# Looking for Tony Cox



## andy(Pailton) (Nov 26, 2006)

Anyone remember Tony - joined Bank Line as a Cadet on the Sprucebank 1975?


----------



## benjidog (Oct 27, 2005)

Welcome to the site Andy,

I am moving this thread to the Say Hello forum as it is more likely to be noticed there.

I hope you enjoy the site and meet up with your friend.

Regards,

Brian


----------



## R58484956 (Apr 19, 2004)

Welcome Andy to the site, thank you for joining this maritime site.


----------



## gdynia (Nov 3, 2005)

Welcome onboard to SN and enjoy your time on site


----------



## Gulpers (Sep 8, 2005)

*Welcome,*

Andy,

......and a warm welcome to the site from me too! 
I hope you thoroughly enjoy the SN experience and get many happy hours entertainment from your membership.
There are quite a few ex-Bank Line members on SN so you may have some luck in tracing Tony. (Thumb)


----------



## Hugh MacLean (Nov 18, 2005)

Welcome to SN, Andy, I hope you enjoy the site.
Regards


----------



## andy(Pailton) (Nov 26, 2006)

Anyone remember Tony - joined Bank Line as a cadet on the Sprucebank in 1975?


----------



## cadet (Jul 4, 2006)

Last time I heard from Tony... he was living in Bridlington, East Yorkshire.

This was about 10years ago.

Hope this helps.


----------



## andy(Pailton) (Nov 26, 2006)

Thanks - Tony and I went to school together in Rugby.
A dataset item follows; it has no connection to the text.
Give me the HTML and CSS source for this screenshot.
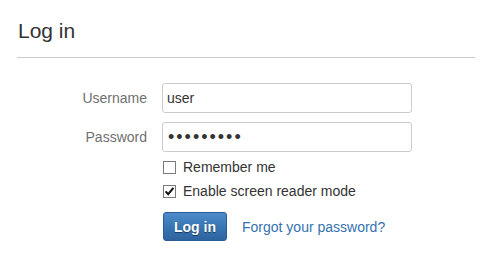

Any idea what he's up to in Bridlington?


----------



## cadet (Jul 4, 2006)

If its the same Tony (ginger hair, attended Hull Nautical College) then he was married and a couple of kids. Don't think he was at sea 10years ago... although thinking on it may have been 15years ago.... Time flies...


----------



## andy(Pailton) (Nov 26, 2006)

Thanks - its the same Tony!


----------